__Source data__:
----

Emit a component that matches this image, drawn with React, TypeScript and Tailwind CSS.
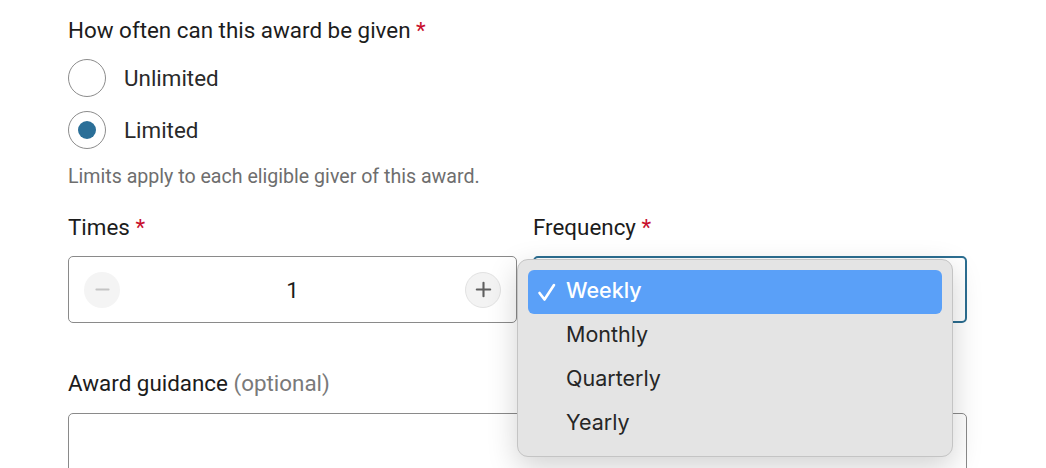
import { Minus, Plus } from 'lucide-react'

const options = ['Weekly', 'Monthly', 'Quarterly', 'Yearly']

function Required() {
  return <span className="text-[#c8102e]"> *</span>
}

function Radio({ label, checked }: { label: string; checked?: boolean }) {
  return (
    <label className="flex items-center gap-[18px]">
      <span className="flex h-[38px] w-[38px] items-center justify-center rounded-full border border-[#8c8c8c] bg-white">
        {checked && <span className="h-[18px] w-[18px] rounded-full bg-[#2b6f98]" />}
      </span>
      <span className="text-[22.4px] leading-7 text-[#2a2a2a]">{label}</span>
    </label>
  )
}

export default function App() {
  return (
    <div className="h-[468px] w-[1046px] overflow-hidden bg-white px-[68px] pt-4 font-['Roboto',sans-serif] text-[#1c1c1c]">
      <div className="text-[22.4px] leading-7">
        How often can this award be given
        <Required />
      </div>

      <div className="mt-[15px] flex flex-col gap-[14px]">
        <Radio label="Unlimited" />
        <Radio label="Limited" checked />
      </div>

      <p className="mt-4 text-[19.6px] leading-6 text-[#6e6e6e]">
        Limits apply to each eligible giver of this award.
      </p>

      <div className="mt-6 grid grid-cols-[449px_434px] gap-x-4">
        <div className="text-[22.4px] leading-7">
          Times
          <Required />
        </div>
        <div className="text-[22.4px] leading-7">
          Frequency
          <Required />
        </div>

        <div className="mt-[15px] flex h-[67px] items-center justify-between rounded-[5px] border border-[#8a8a8a] px-[15px]">
          <button className="flex h-9 w-9 items-center justify-center rounded-full bg-[#f4f4f4] text-[#c4c4c4]">
            <Minus size={21} strokeWidth={2.2} />
          </button>
          <span className="text-[22.4px] leading-7">1</span>
          <button className="flex h-9 w-9 items-center justify-center rounded-full border border-[#e2e2e2] bg-[#f3f3f3] text-[#5f5f5f]">
            <Plus size={23} strokeWidth={2.2} />
          </button>
        </div>

        <div className="relative mt-[15px] h-[67px] rounded-[5px] border-2 border-[#2c6e91]">
          <div className="absolute left-[-18px] top-[1px] z-10 w-[436px] rounded-[11px] border border-[#c4c4c4] bg-[#e4e4e4] px-[10px] py-[10px] font-['Inter',sans-serif] shadow-[0_10px_30px_rgba(0,0,0,0.18)]">
            {options.map((o, i) => (
              <div
                key={o}
                className={
                  i === 0
                    ? 'flex h-[44px] items-center rounded-[6px] bg-[#5aa0f8] text-white'
                    : 'flex h-[44px] items-center text-[#262626]'
                }
              >
                <span className="flex w-[38px] justify-end pr-[9px]">
                  {i === 0 && (
                    <svg width="20" height="20" viewBox="0 0 20 20" fill="none">
                      <path d="M2.5 11 L7.5 17.5 L17 3" stroke="white" strokeWidth="2.6" strokeLinecap="round" strokeLinejoin="round" />
                    </svg>
                  )}
                </span>
                <span className={i === 0 ? 'mb-[4px] text-[21.5px] font-medium' : 'mb-[4px] text-[21.5px]'}>{o}</span>
              </div>
            ))}
          </div>
        </div>
      </div>

      <div className="mt-[46px] text-[22.4px] leading-7">
        Award guidance <span className="text-[#7a7a7a]">(optional)</span>
      </div>
      <div className="mt-4 h-[120px] w-[899px] rounded-[5px] border border-[#8a8a8a]" />
    </div>
  )
}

----

__What the task asks__:
Could you repeat all of the material exactly? Pictures should not be copied.

__Solution to this problem__:
Emit a component that matches this image, drawn with React, TypeScript and Tailwind CSS.
import { Minus, Plus } from 'lucide-react'

const options = ['Weekly', 'Monthly', 'Quarterly', 'Yearly']

function Required() {
  return <span className="text-[#c8102e]"> *</span>
}

function Radio({ label, checked }: { label: string; checked?: boolean }) {
  return (
    <label className="flex items-center gap-[18px]">
      <span className="flex h-[38px] w-[38px] items-center justify-center rounded-full border border-[#8c8c8c] bg-white">
        {checked && <span className="h-[18px] w-[18px] rounded-full bg-[#2b6f98]" />}
      </span>
      <span className="text-[22.4px] leading-7 text-[#2a2a2a]">{label}</span>
    </label>
  )
}

export default function App() {
  return (
    <div className="h-[468px] w-[1046px] overflow-hidden bg-white px-[68px] pt-4 font-['Roboto',sans-serif] text-[#1c1c1c]">
      <div className="text-[22.4px] leading-7">
        How often can this award be given
        <Required />
      </div>

      <div className="mt-[15px] flex flex-col gap-[14px]">
        <Radio label="Unlimited" />
        <Radio label="Limited" checked />
      </div>

      <p className="mt-4 text-[19.6px] leading-6 text-[#6e6e6e]">
        Limits apply to each eligible giver of this award.
      </p>

      <div className="mt-6 grid grid-cols-[449px_434px] gap-x-4">
        <div className="text-[22.4px] leading-7">
          Times
          <Required />
        </div>
        <div className="text-[22.4px] leading-7">
          Frequency
          <Required />
        </div>

        <div className="mt-[15px] flex h-[67px] items-center justify-between rounded-[5px] border border-[#8a8a8a] px-[15px]">
          <button className="flex h-9 w-9 items-center justify-center rounded-full bg-[#f4f4f4] text-[#c4c4c4]">
            <Minus size={21} strokeWidth={2.2} />
          </button>
          <span className="text-[22.4px] leading-7">1</span>
          <button className="flex h-9 w-9 items-center justify-center rounded-full border border-[#e2e2e2] bg-[#f3f3f3] text-[#5f5f5f]">
            <Plus size={23} strokeWidth={2.2} />
          </button>
        </div>

        <div className="relative mt-[15px] h-[67px] rounded-[5px] border-2 border-[#2c6e91]">
          <div className="absolute left-[-18px] top-[1px] z-10 w-[436px] rounded-[11px] border border-[#c4c4c4] bg-[#e4e4e4] px-[10px] py-[10px] font-['Inter',sans-serif] shadow-[0_10px_30px_rgba(0,0,0,0.18)]">
            {options.map((o, i) => (
              <div
                key={o}
                className={
                  i === 0
                    ? 'flex h-[44px] items-center rounded-[6px] bg-[#5aa0f8] text-white'
                    : 'flex h-[44px] items-center text-[#262626]'
                }
              >
                <span className="flex w-[38px] justify-end pr-[9px]">
                  {i === 0 && (
                    <svg width="20" height="20" viewBox="0 0 20 20" fill="none">
                      <path d="M2.5 11 L7.5 17.5 L17 3" stroke="white" strokeWidth="2.6" strokeLinecap="round" strokeLinejoin="round" />
                    </svg>
                  )}
                </span>
                <span className={i === 0 ? 'mb-[4px] text-[21.5px] font-medium' : 'mb-[4px] text-[21.5px]'}>{o}</span>
              </div>
            ))}
          </div>
        </div>
      </div>

      <div className="mt-[46px] text-[22.4px] leading-7">
        Award guidance <span className="text-[#7a7a7a]">(optional)</span>
      </div>
      <div className="mt-4 h-[120px] w-[899px] rounded-[5px] border border-[#8a8a8a]" />
    </div>
  )
}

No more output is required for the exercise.